Schollevaer passed through several owners before being acquired by Captain Richard England who, having worked in coastal trading schooners during the 1930s, served in the RNR during World War II. Schollevaer spent the war in Chatham and later on Hartlepool, where she was used by the Admiralty as a boom tender. She features in England's book Schoonerman.
After the war, England sailed up the English east coast and through the Forth and Clyde canal. He sold Schollevaer in Co. Down in part exchange for the Nellie Byewater, a Co. Down trading schooner.
By the early 1950s Schollevaer was on the Shannon, in the ownership of Dermot O'Clery. Syd Shine remembers her sailing up to about 1956. When I visited Creaghduff House last year to celebrate 75 years of SODs, Alison Cooper produced the original bowsprit out of a hedge and it was used as a pattern for the re-rigging!
By the 1960s Schollevaer was in the ownership of Barney Loane (Pilot in Dublin Port). He lived on her in the Grand Canal Dock and, following his retirement, on the River Bandon near Innishannon.
David Wheeler bought her there in the late 1970s and, with Barney and Syd Shine, worked her (pumped her, more like) back to Hazelhatch via the Barrow. There David, assisted by many people but particularly by Teddy Knight, stripped her out, turned her upsidedown and re-bottomed and re-engined her. She then had a number of adventures including a fire - she is so secure it took an angle grinder to admit the fire fighters - and starred in the television series Waterways II.
I bought her from David in 1993 and since then have continued with renewal, while researching her rig and sailing requirements. As no plans exist, the re-rigging was undertaken with the assistance of some photos of her sistership De Blinkert. We visited the Netherlands with measuring tape and callipers; we were greatly assisted by Rens Willet, a Dutch shipwright whom I had met through his work on Dunbrody in New Ross.

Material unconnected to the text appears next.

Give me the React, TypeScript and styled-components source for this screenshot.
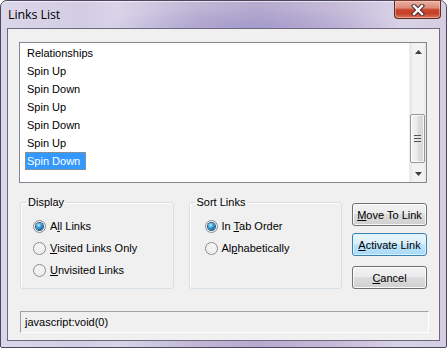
import React from 'react';
import styled, { createGlobalStyle } from 'styled-components';

const Global = createGlobalStyle`
  html, body { margin: 0; padding: 0; background: #ffffff; }
  body { font-family: "Liberation Sans", Arial, sans-serif; font-size: 11px; color: #000; }
  * { box-sizing: border-box; }
`;

const Window = styled.div`
  width: 447px;
  height: 348px;
  display: flex;
  flex-direction: column;
  padding: 0 6px 6px 6px;
  border: 1px solid #4b4760;
  border-radius: 7px 7px 2px 2px;
  background:
    radial-gradient(ellipse 150px 22px at 250px 27px, rgba(150, 140, 200, 0.55), rgba(150, 140, 200, 0) 100%),
    linear-gradient(to right, #dcd6ea 0%, #d3cde4 18%, #d9d4e8 26%, #bfb5d4 45%, #b6abce 58%, #c5bbd8 75%, #d8d2e6 90%, #d4cde3 100%);
  box-shadow: inset 0 1px 0 rgba(255, 255, 255, 0.6);
`;

const TitleBar = styled.div`
  height: 27px;
  display: flex;
  justify-content: space-between;
  align-items: flex-start;
`;

const Title = styled.span`
  font-family: "Open Sans", "Noto Sans", sans-serif;
  font-size: 12.5px;
  color: #000;
  margin: 6px 0 0 1px;
  line-height: 16px;
  letter-spacing: -0.1px;
`;

const CloseButton = styled.div`
  width: 47px;
  height: 19px;
  margin: -1px -1px 0 0;
  border: 1px solid #5e2a24;
  border-top-color: #7a3a30;
  border-radius: 0 0 4px 4px;
  background: linear-gradient(#e9b0a3 0%, #dc8b78 40%, #c8452c 52%, #c54229 75%, #d9775d 100%);
  box-shadow: inset 0 0 0 1px rgba(255, 220, 210, 0.45);
  display: flex;
  align-items: center;
  justify-content: center;
`;

const Client = styled.div`
  flex: 1;
  border: 1px solid #6c687e;
  background: #f0f0f0;
  display: flex;
  flex-direction: column;
  padding: 13px 12px 0 11px;
`;

const ListBox = styled.div`
  height: 141px;
  border: 1px solid #828790;
  background: #ffffff;
  display: flex;
`;

const Items = styled.div`
  flex: 1;
  display: flex;
  flex-direction: column;
  align-items: flex-start;
  padding: 1px 0 0 5px;
`;

const Item = styled.div<{ $selected?: boolean }>`
  height: 18px;
  line-height: 16px;
  padding: 0 5px 0 1px;
  border: 1px ${(p) => (p.$selected ? 'dotted #c9843e' : 'solid transparent')};
  background: ${(p) => (p.$selected ? '#3399ff' : 'transparent')};
  color: ${(p) => (p.$selected ? '#ffffff' : '#000000')};
  white-space: nowrap;
`;

const ScrollBar = styled.div`
  width: 17px;
  display: flex;
  flex-direction: column;
  background: linear-gradient(to right, #e6e6e6 0%, #f2f2f2 20%, #f2f2f2 80%, #e8e8e8 100%);
  border-left: 1px solid #ededed;
`;

const ArrowButton = styled.div`
  height: 17px;
  display: flex;
  align-items: center;
  justify-content: center;
`;

const Track = styled.div`
  flex: 1;
  display: flex;
  flex-direction: column;
  justify-content: flex-end;
  padding: 0 1px 2px 0;
`;

const Thumb = styled.div`
  height: 49px;
  border: 1px solid #979797;
  border-radius: 2px;
  background: linear-gradient(to right, #f3f3f3 0%, #ececec 45%, #dcdcdc 55%, #d6d6d6 100%);
  box-shadow: inset 0 0 0 1px rgba(255, 255, 255, 0.8);
  display: flex;
  align-items: center;
  justify-content: center;
`;

const Grip = styled.div`
  width: 7px;
  height: 8px;
  background: repeating-linear-gradient(to bottom, #555 0px, #555 1px, #e4e4e4 1px, #e4e4e4 2px, transparent 2px, transparent 3px);
`;

const Row = styled.div`
  display: flex;
  align-items: flex-start;
  margin-top: 13px;
  padding-left: 1px;
`;

const Group = styled.fieldset<{ $gap?: number }>`
  width: 154px;
  height: 93px;
  margin: 0 0 0 ${(p) => p.$gap ?? 0}px;
  padding: 0;
  border: 1px solid #d5dfe5;
  border-radius: 3px;
  box-shadow: inset 1px 1px 0 #ffffff;
  min-width: 0;
`;

const Legend = styled.legend`
  margin-left: 5px;
  padding: 0 2px;
  line-height: 13px;
  font-size: 11px;
`;

const RadioList = styled.div<{ $inset: number }>`
  display: flex;
  flex-direction: column;
  padding: 6px 0 0 ${(p) => p.$inset}px;
`;

const RadioRow = styled.label`
  height: 22px;
  display: flex;
  align-items: center;
  gap: 4px;
`;

const RadioCircle = styled.span<{ $checked?: boolean }>`
  width: 13px;
  height: 13px;
  border-radius: 50%;
  border: 1px solid #8d8d8d;
  background: radial-gradient(circle at 50% 45%, #eaeaea 0%, #f6f6f6 35%, #dedede 70%, #c9c9c9 100%);
  box-shadow: inset 0 0 0 1px rgba(255, 255, 255, 0.7);
  display: flex;
  align-items: center;
  justify-content: center;
  flex: none;

  &::after {
    content: '';
    display: ${(p) => (p.$checked ? 'block' : 'none')};
    width: 7px;
    height: 7px;
    border-radius: 50%;
    background: radial-gradient(circle at 38% 32%, #c4f1ff 0%, #4fb4e6 30%, #1272b0 65%, #0a3f6b 100%);
    box-shadow: 0 0 0 1px #2a5a82;
  }
`;

const Buttons = styled.div`
  display: flex;
  flex-direction: column;
  margin: 7px 0 0 10px;
`;

const Button = styled.button<{ $default?: boolean; $gap: number }>`
  width: 75px;
  height: 23px;
  margin-top: ${(p) => p.$gap}px;
  padding: 0;
  font-family: "Liberation Sans", Arial, sans-serif;
  font-size: 11px;
  color: #000;
  border-radius: 3px;
  border: 1px solid ${(p) => (p.$default ? '#3c7fb1' : '#707070')};
  background: ${(p) =>
    p.$default
      ? 'linear-gradient(#eaf6fd 0%, #d9f0fc 49%, #bee6fd 50%, #a7d9f5 100%)'
      : 'linear-gradient(#f2f2f2 0%, #ebebeb 49%, #dddddd 50%, #cfcfcf 100%)'};
  box-shadow: inset 0 0 0 1px ${(p) => (p.$default ? 'rgba(220, 245, 255, 0.9)' : 'rgba(255, 255, 255, 0.85)')};
`;

const Status = styled.div`
  width: 409px;
  height: 22px;
  margin: 22px 0 0 1px;
  padding-left: 4px;
  display: flex;
  align-items: center;
  border: 1px solid;
  border-color: #a0a0a0 #ffffff #ffffff #a0a0a0;
  background: #f0f0f0;
`;

const items = ['Relationships', 'Spin Up', 'Spin Down', 'Spin Up', 'Spin Down', 'Spin Up', 'Spin Down'];

const CloseGlyph = () => (
  <svg width="14" height="12" viewBox="0 0 14 12">
    <path d="M3 2 L11 10 M11 2 L3 10" stroke="#4a2a28" strokeWidth="4.4" strokeLinecap="square" fill="none" />
    <path d="M3 2 L11 10 M11 2 L3 10" stroke="#ffffff" strokeWidth="2.4" strokeLinecap="square" fill="none" />
  </svg>
);

const UpArrow = () => (
  <svg width="7" height="4" viewBox="0 0 7 4">
    <path d="M0 4 L3.5 0 L7 4 Z" fill="#3e3e3e" />
  </svg>
);

const DownArrow = () => (
  <svg width="7" height="4" viewBox="0 0 7 4">
    <path d="M0 0 L7 0 L3.5 4 Z" fill="#3e3e3e" />
  </svg>
);

export default function App() {
  return (
    <>
      <Global />
      <Window>
        <TitleBar>
          <Title>Links List</Title>
          <CloseButton>
            <CloseGlyph />
          </CloseButton>
        </TitleBar>
        <Client>
          <ListBox>
            <Items>
              {items.map((t, i) => (
                <Item key={i} $selected={i === items.length - 1}>
                  {t}
                </Item>
              ))}
            </Items>
            <ScrollBar>
              <ArrowButton>
                <UpArrow />
              </ArrowButton>
              <Track>
                <Thumb>
                  <Grip />
                </Thumb>
              </Track>
              <ArrowButton>
                <DownArrow />
              </ArrowButton>
            </ScrollBar>
          </ListBox>
          <Row>
            <Group>
              <Legend>Display</Legend>
              <RadioList $inset={12}>
                <RadioRow>
                  <RadioCircle $checked />
                  <span>A<u>l</u>l Links</span>
                </RadioRow>
                <RadioRow>
                  <RadioCircle />
                  <span><u>V</u>isited Links Only</span>
                </RadioRow>
                <RadioRow>
                  <RadioCircle />
                  <span><u>U</u>nvisited Links</span>
                </RadioRow>
              </RadioList>
            </Group>
            <Group $gap={15}>
              <Legend>Sort Links</Legend>
              <RadioList $inset={15}>
                <RadioRow>
                  <RadioCircle $checked />
                  <span>In <u>T</u>ab Order</span>
                </RadioRow>
                <RadioRow>
                  <RadioCircle />
                  <span>Al<u>p</u>habetically</span>
                </RadioRow>
              </RadioList>
            </Group>
            <Buttons>
              <Button $gap={0}><u>M</u>ove To Link</Button>
              <Button $gap={7} $default><u>A</u>ctivate Link</Button>
              <Button $gap={10}><u>C</u>ancel</Button>
            </Buttons>
          </Row>
          <Status>javascript:void(0)</Status>
        </Client>
      </Window>
    </>
  );
}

Douglas Fir was acquired through Forrestals of Ferrycarrig and turned into a mast and boom by Tony McLoughlin, shipwright of Tramore at the Dunbrody (Ross) shipyard - by kind permission. Leeboards were made by Peter Sijperda in Friesland. The mast was collected by water from New Ross, the leeboards were fitted in Lowtown, the rigging was measured up and fitted. Running rigging was made up - over 1 km! - and sails were expertly made by Watson and Jameson. Jimmy Furey of Leecarrow made up the bowsprit ready for our return to Lough Ree in August of this year. The sails arrived and were bent on so that, by the Friday of the LRYC Regatta, we were ready to sail in a F 4-5. Much adrenalin flowed through the veins of the hand-picked crew of 11 and Schollevaer surged off at speeds of up to 10 knots!
Luckily (subject to sorting out a few practicalities), she sails like a dream and is very well balanced. We have had only two or three opportunities to sail her since, because of work commitments, but have found that a crew of four is adequate except for short tacking. Once she is "full and bye", her speed creeps up to an unfussy 8 knots. I now have the task of learning how to sail her correctly before taking her a little further afield. In the meantime, in narrow waters, perhaps the old motto "Faugh an Bealach!" would be appropriate!